Incapables de prendre des mesures strictes dès le début de l’épidémie, les gouvernements européens n’ont décidé d’agir que lorsque la vague des malades a déferlé dans les services de réanimation des hôpitaux — c’est-à-dire trop tard. Et la suite n’a fait que confirmer cette impuissance, et a mis en lumière les errements d’une mentalité – qui domine les élites occidentales – où l’on se contente de gérer l’existant plutôt que de résoudre les problèmes en remontant aux causes. Le problème est profond et culturel, car il touche la foi en la raison humaine elle-même, en la science et donc en l’humanité.

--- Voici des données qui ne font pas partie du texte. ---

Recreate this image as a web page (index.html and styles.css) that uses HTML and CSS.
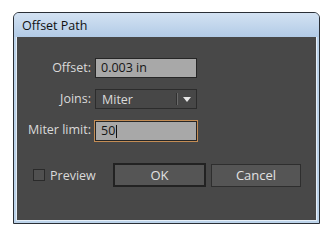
FILE: index.html
```html
<!DOCTYPE html>
<html lang="en">
<head>
    <meta charset="UTF-8">
    <title>Offset Path</title>
    <link rel="stylesheet" href="styles.css">
</head>
<body>
    <div class="window">
        <div class="titlebar">Offset Path</div>
        <div class="panel">
            <div class="form">
                <label class="label">Offset:</label>
                <div class="field">0.003 in</div>

                <label class="label">Joins:</label>
                <div class="select">
                    <span class="select-value">Miter</span>
                    <span class="select-sep"></span>
                    <span class="select-arrow"></span>
                </div>

                <label class="label">Miter limit:</label>
                <div class="field focused">50<span class="caret"></span></div>
            </div>

            <div class="footer">
                <div class="check">
                    <span class="check-box"></span>
                    <span>Preview</span>
                </div>
                <button class="btn btn-default">OK</button>
                <button class="btn">Cancel</button>
            </div>
        </div>
    </div>
</body>
</html>
```

FILE: styles.css
```css
* {
    margin: 0;
    padding: 0;
    box-sizing: border-box;
}

body {
    background: #ffffff;
    font-family: 'Open Sans', 'Noto Sans', sans-serif;
}

.window {
    margin: 12px 0 0 13px;
    width: 307px;
    height: 212px;
    border: 1px solid #2a2f36;
    border-radius: 6px 6px 0 0;
    background: #bcd3ea;
    padding: 0 2px 2px 2px;
    display: flex;
    flex-direction: column;
}

.titlebar {
    height: 24px;
    padding: 4px 0 0 8px;
    margin: 0 -2px;
    font-size: 12.5px;
    color: #111;
    background: linear-gradient(#d3e2f2, #b2cbe6);
    border-radius: 5px 5px 0 0;
}

.panel {
    flex: 1;
    background: #484848;
    border: 1px solid #e4edf6;
    border-top: none;
    padding: 21px 0 0 0;
    color: #dadada;
    font-size: 12.5px;
}

.form {
    display: grid;
    grid-template-columns: 74px 102px;
    grid-auto-rows: 20px;
    column-gap: 4px;
    row-gap: 11px;
}

.label {
    text-align: right;
    line-height: 20px;
}

.field {
    background: #a8a8a8;
    border: 1px solid #262626;
    color: #151515;
    padding-left: 5px;
    line-height: 18px;
    display: flex;
    align-items: center;
}

.field.focused {
    outline: 1px solid #c48d55;
    height: 20px;
    margin-top: 1px;
}

.caret {
    display: inline-block;
    width: 1px;
    height: 13px;
    background: #111;
    margin-left: 1px;
}

.select {
    background: #474747;
    border: 1px solid #2c2c2c;
    display: flex;
    align-items: center;
    padding-left: 6px;
}

.select-value {
    flex: 1;
}

.select-sep {
    width: 2px;
    height: 12px;
    border-left: 1px solid #303030;
    border-right: 1px solid #6a6a6a;
    margin-right: 5px;
}

.select-arrow {
    width: 0;
    height: 0;
    border-left: 4px solid transparent;
    border-right: 4px solid transparent;
    border-top: 5px solid #e6e6e6;
    margin-right: 5px;
}

.footer {
    display: flex;
    align-items: center;
    margin-top: 23px;
    padding-left: 16px;
}

.check {
    display: flex;
    align-items: center;
    gap: 5px;
    width: 80px;
}

.check-box {
    width: 12px;
    height: 12px;
    background: #505050;
    border: 1px solid #2a2a2a;
}

.btn {
    height: 23px;
    background: #555555;
    border: 1px solid #2e2e2e;
    color: #e2e2e2;
    font-family: inherit;
    font-size: 13px;
    width: 90px;
}

.btn-default {
    width: 93px;
    height: 24px;
    border: 2px solid #222222;
    margin-right: 5px;
}
```
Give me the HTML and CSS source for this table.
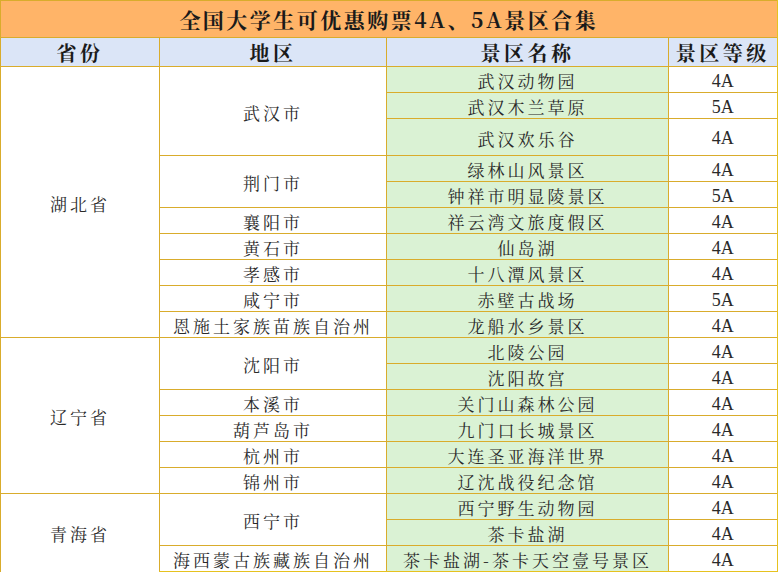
FILE: index.html
```html
<!DOCTYPE html>
<html lang="zh-CN">
<head>
<meta charset="utf-8">
<title>全国大学生可优惠购票4A、5A景区合集</title>
<link rel="stylesheet" href="styles.css">
</head>
<body>
<table class="sheet">
  <colgroup>
    <col class="c-prov">
    <col class="c-city">
    <col class="c-spot">
    <col class="c-level">
  </colgroup>
  <thead>
    <tr class="title-row"><th colspan="4" class="title">全国大学生可优惠购票4A、5A景区合集</th></tr>
    <tr class="head-row">
      <th class="head">省份</th>
      <th class="head">地区</th>
      <th class="head">景区名称</th>
      <th class="head">景区等级</th>
    </tr>
  </thead>
  <tbody>
    <tr><td rowspan="10" class="prov">湖北省</td><td rowspan="3">武汉市</td><td class="spot">武汉动物园</td><td class="lvl">4A</td></tr>
    <tr><td class="spot">武汉木兰草原</td><td class="lvl">5A</td></tr>
    <tr class="tall"><td class="spot">武汉欢乐谷</td><td class="lvl">4A</td></tr>
    <tr><td rowspan="2">荆门市</td><td class="spot">绿林山风景区</td><td class="lvl">4A</td></tr>
    <tr><td class="spot">钟祥市明显陵景区</td><td class="lvl">5A</td></tr>
    <tr><td>襄阳市</td><td class="spot">祥云湾文旅度假区</td><td class="lvl">4A</td></tr>
    <tr><td>黄石市</td><td class="spot">仙岛湖</td><td class="lvl">4A</td></tr>
    <tr><td>孝感市</td><td class="spot">十八潭风景区</td><td class="lvl">4A</td></tr>
    <tr><td>咸宁市</td><td class="spot">赤壁古战场</td><td class="lvl">5A</td></tr>
    <tr><td>恩施土家族苗族自治州</td><td class="spot">龙船水乡景区</td><td class="lvl">4A</td></tr>
    <tr><td rowspan="6" class="prov">辽宁省</td><td rowspan="2">沈阳市</td><td class="spot">北陵公园</td><td class="lvl">4A</td></tr>
    <tr><td class="spot">沈阳故宫</td><td class="lvl">4A</td></tr>
    <tr><td>本溪市</td><td class="spot">关门山森林公园</td><td class="lvl">4A</td></tr>
    <tr><td>葫芦岛市</td><td class="spot">九门口长城景区</td><td class="lvl">4A</td></tr>
    <tr><td>杭州市</td><td class="spot">大连圣亚海洋世界</td><td class="lvl">4A</td></tr>
    <tr><td>锦州市</td><td class="spot">辽沈战役纪念馆</td><td class="lvl">4A</td></tr>
    <tr><td rowspan="3" class="prov">青海省</td><td rowspan="2">西宁市</td><td class="spot">西宁野生动物园</td><td class="lvl">4A</td></tr>
    <tr><td class="spot">茶卡盐湖</td><td class="lvl">4A</td></tr>
    <tr><td>海西蒙古族藏族自治州</td><td class="spot">茶卡盐湖-茶卡天空壹号景区</td><td class="lvl">4A</td></tr>
  </tbody>
</table>
</body>
</html>
```

FILE: styles.css
```css
html, body {
  margin: 0;
  padding: 0;
  background: #ffffff;
}

.sheet {
  border-collapse: collapse;
  table-layout: fixed;
  width: 777px;
  font-family: "Noto Serif CJK SC", "Noto Sans CJK SC", "Liberation Serif", serif;
  color: #2a2a2a;
}

.c-prov { width: 159px; }
.c-city { width: 227px; }
.c-spot { width: 282px; }
.c-level { width: 109px; }

.sheet th,
.sheet td {
  border: 1px solid #d9ac2c;
  padding: 0;
  text-align: center;
  vertical-align: middle;
  line-height: 1;
  overflow: hidden;
  white-space: nowrap;
}

.sheet td {
  font-size: 17px;
  letter-spacing: 3px;
  height: 23px;
  padding-top: 2px;
  font-weight: 400;
}

.title-row th {
  height: 36px;
  background: #ffb468;
  font-size: 21px;
  font-weight: 700;
  letter-spacing: 2.5px;
  color: #1a1a1a;
}

.head-row th {
  height: 27px;
  background: #dbe5f7;
  font-size: 20px;
  font-weight: 700;
  letter-spacing: 3.5px;
  color: #1a1a1a;
  padding-top: 1px;
}

.sheet tr.tall td {
  height: 34px;
}

.sheet td.spot {
  background: #daf2d4;
}

.sheet td.lvl {
  font-family: "Liberation Serif", serif;
  letter-spacing: 0;
  font-size: 18px;
  border-right: 2px solid #e6c21f;
}

.sheet th:last-child {
  border-right: 2px solid #e6c21f;
}

.sheet tr:last-child td {
  border-bottom: 2px solid #e6c21f;
}
```
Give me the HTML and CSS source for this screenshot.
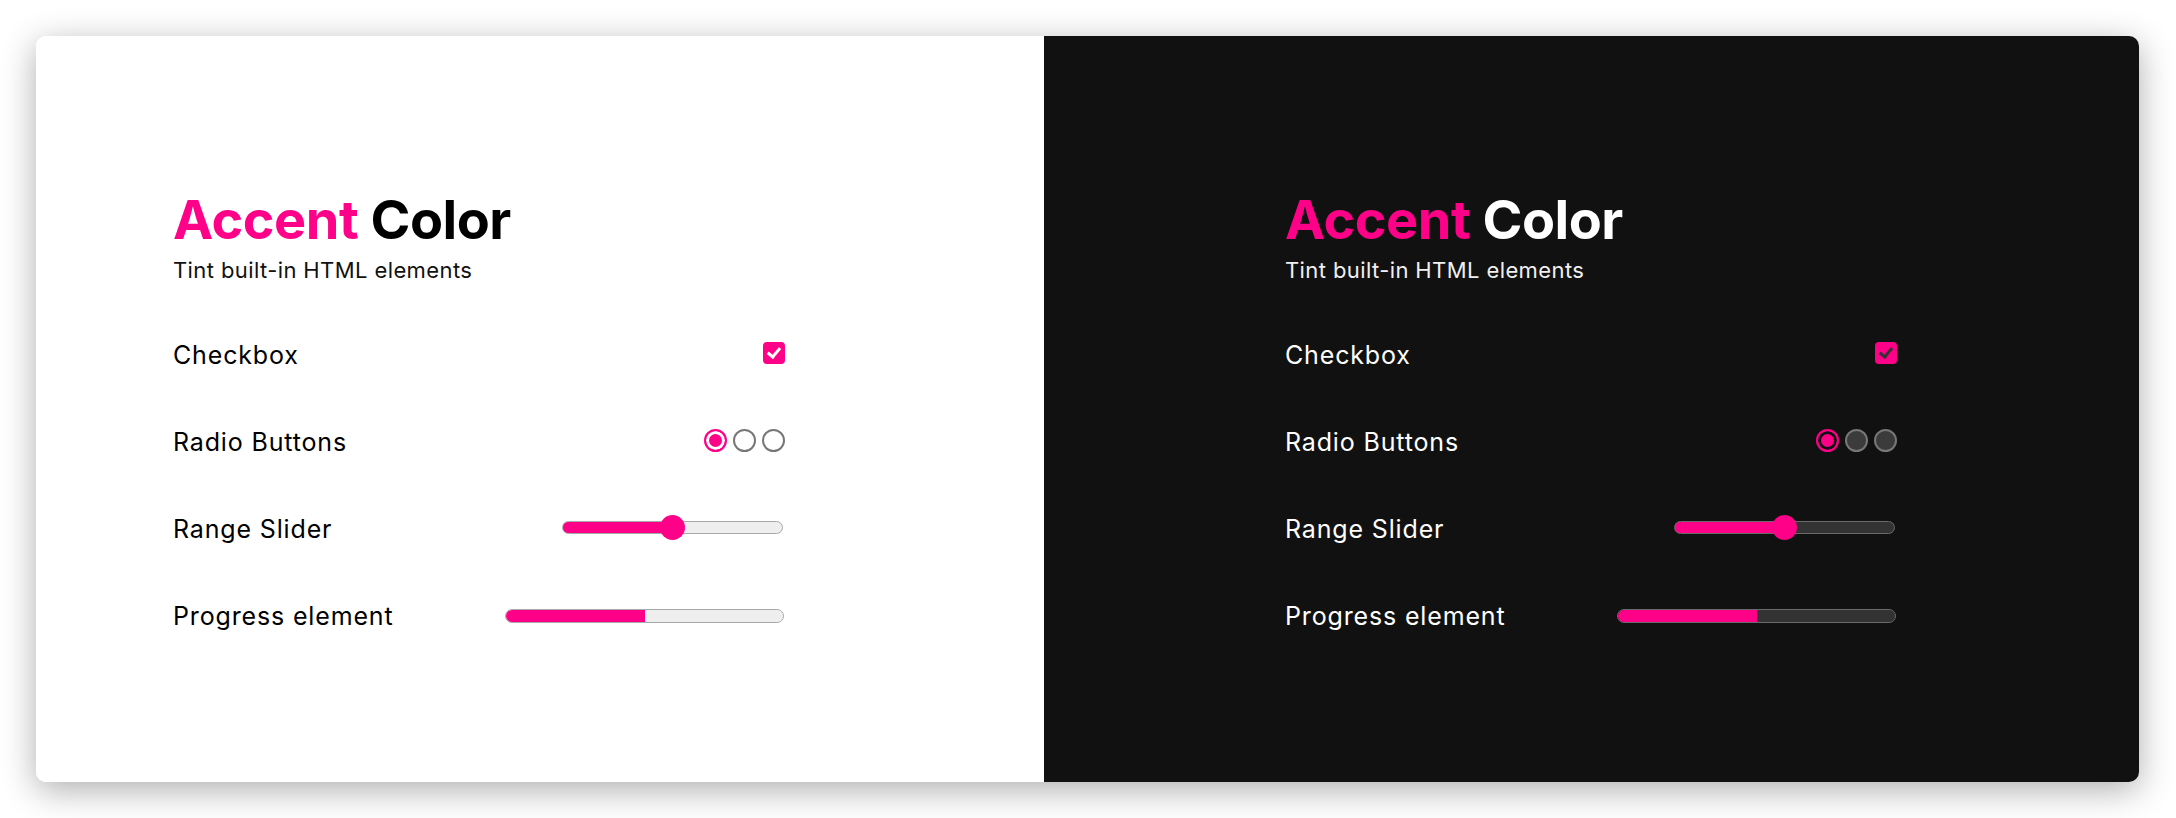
FILE: index.html
```html
<!DOCTYPE html>
<html lang="en">
<head>
    <meta charset="UTF-8">
    <meta name="viewport" content="width=device-width, initial-scale=1.0">
    <title>Accent Color</title>
    <link rel="stylesheet" href="styles.css">
</head>
<body>

    <div class="frame">
        <section class="panel light">
            <div class="content">
                <h1 class="title"><span class="accent">Accent</span> Color</h1>
                <p class="subtitle">Tint built-in HTML elements</p>
                <div class="rows">
                    <div class="row">
                        <label class="label" for="check-light">Checkbox</label>
                        <input type="checkbox" class="checkbox" id="check-light" checked>
                    </div>
                    <div class="row">
                        <span class="label">Radio Buttons</span>
                        <div class="radios">
                            <input type="radio" class="radio" name="radio-light" checked>
                            <input type="radio" class="radio" name="radio-light">
                            <input type="radio" class="radio" name="radio-light">
                        </div>
                    </div>
                    <div class="row">
                        <label class="label" for="range-light">Range Slider</label>
                        <input type="range" class="slider" id="range-light" min="0" max="100" value="50">
                    </div>
                    <div class="row">
                        <label class="label" for="progress-light">Progress element</label>
                        <progress class="progress" id="progress-light" max="100" value="50"></progress>
                    </div>
                </div>
            </div>
        </section>

        <section class="panel dark">
            <div class="content">
                <h1 class="title"><span class="accent">Accent</span> Color</h1>
                <p class="subtitle">Tint built-in HTML elements</p>
                <div class="rows">
                    <div class="row">
                        <label class="label" for="check-dark">Checkbox</label>
                        <input type="checkbox" class="checkbox" id="check-dark" checked>
                    </div>
                    <div class="row">
                        <span class="label">Radio Buttons</span>
                        <div class="radios">
                            <input type="radio" class="radio" name="radio-dark" checked>
                            <input type="radio" class="radio" name="radio-dark">
                            <input type="radio" class="radio" name="radio-dark">
                        </div>
                    </div>
                    <div class="row">
                        <label class="label" for="range-dark">Range Slider</label>
                        <input type="range" class="slider" id="range-dark" min="0" max="100" value="50">
                    </div>
                    <div class="row">
                        <label class="label" for="progress-dark">Progress element</label>
                        <progress class="progress" id="progress-dark" max="100" value="50"></progress>
                    </div>
                </div>
            </div>
        </section>
    </div>

</body>
</html>
```

FILE: styles.css
```css
body {
    margin: 0;
    height: 100vh;
    padding: 36px 37px 36px 36px;
    box-sizing: border-box;
    background-color: #fff;
    font-family: Inter, "Noto Sans", sans-serif;
}
.frame {
    display: grid;
    grid-template-columns: 1008px 1fr;
    height: 100%;
    border-radius: 10px;
    overflow: hidden;
    box-shadow: 0 8px 34px rgba(0, 0, 0, 0.32);
}
.panel {
    --accent: #ff0088;
    accent-color: var(--accent);
    padding-top: 157px;
}
.panel.light {
    --text: #000;
    --sub: #111;
    --muted: #eeeeee;
    --edge: #a9a9a9;
    --radio-fill: #fff;
    --radio-edge: #777;
    --gap: #fff;
    --tick: #fff;
    background-color: #fff;
    padding-left: 137px;
}
.panel.dark {
    --text: #fff;
    --sub: #f0f0f0;
    --muted: #333333;
    --edge: #6a6a6a;
    --radio-fill: #3b3b3b;
    --radio-edge: #777;
    --gap: #111;
    --tick: #333;
    background-color: #111111;
    padding-left: 241px;
}
.content {
    width: 612px;
    color: var(--text);
}
.title {
    margin: 0;
    font-size: 54px;
    line-height: 54px;
    font-weight: 700;
    letter-spacing: -0.5px;
}
.accent {
    color: var(--accent);
}
.subtitle {
    margin: 9px 0 0;
    font-size: 22px;
    line-height: 28px;
    letter-spacing: 0.4px;
    color: var(--sub);
}
.rows {
    margin-top: 27px;
}
.row {
    display: flex;
    justify-content: space-between;
    align-items: center;
    height: 87px;
}
.label {
    font-size: 25px;
    line-height: 30px;
    letter-spacing: 0.85px;
}

/* checkbox */
.checkbox {
    appearance: none;
    position: relative;
    width: 22px;
    height: 22px;
    margin: 0 0 3px;
    border-radius: 4px;
    background-color: var(--accent);
}
.checkbox::after {
    content: "";
    position: absolute;
    left: 7px;
    top: 3px;
    width: 5px;
    height: 10px;
    border-right: 3px solid var(--tick);
    border-bottom: 3px solid var(--tick);
    transform: rotate(40deg);
}

/* radios */
.radios {
    display: flex;
    gap: 6px;
    margin-bottom: 3px;
}
.radio {
    appearance: none;
    width: 23px;
    height: 23px;
    margin: 0;
    border-radius: 50%;
    box-sizing: border-box;
    border: 2px solid var(--radio-edge);
    background-color: var(--radio-fill);
}
.radio:checked {
    border: 2px solid var(--accent);
    background-color: var(--accent);
    box-shadow: inset 0 0 0 3px var(--gap);
}

/* range slider */
.slider {
    appearance: none;
    width: 221px;
    height: 25px;
    margin: 0 2px 2px 0;
    background: transparent;
}
.slider::-webkit-slider-runnable-track {
    box-sizing: border-box;
    height: 13px;
    border: 1px solid var(--edge);
    border-radius: 7px;
    background: linear-gradient(to right, var(--accent) 50%, var(--muted) 50%);
}
.slider::-webkit-slider-thumb {
    appearance: none;
    width: 25px;
    height: 25px;
    margin-top: -7px;
    border-radius: 50%;
    background-color: var(--accent);
}

/* progress */
.progress {
    appearance: none;
    box-sizing: border-box;
    width: 279px;
    height: 14px;
    margin: 0 1px 0 0;
    border: 1px solid var(--edge);
    border-radius: 7px;
    overflow: hidden;
    background-color: var(--muted);
}
.progress::-webkit-progress-bar {
    background-color: var(--muted);
    border-radius: 7px;
}
.progress::-webkit-progress-value {
    background-color: var(--accent);
}
```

En menant simultanément l’effort pour éradiquer la pauvreté et pour devenir une puissance économique, technologique et scientifique, la Chine nous renvoie le miroir de ce que nous avons su accomplir quand nous avions notre destin économique en main – en particulier dans la France des Trente glorieuses. A l’instar de De Gaulle, pour Xi Jinping, réaliser le grand rêve chinois exige « une grande querelle ». Et, comme l’avait affirmé le président chinois en 2017 : « toute ligne de pensée ou de conduite cantonnée à la satisfaction de ses plaisirs, à l’inaction, à la paresse et à l’évitement des difficultés est tout simplement inacceptable ».

Il est donc temps de regarder ce miroir droit dans les yeux.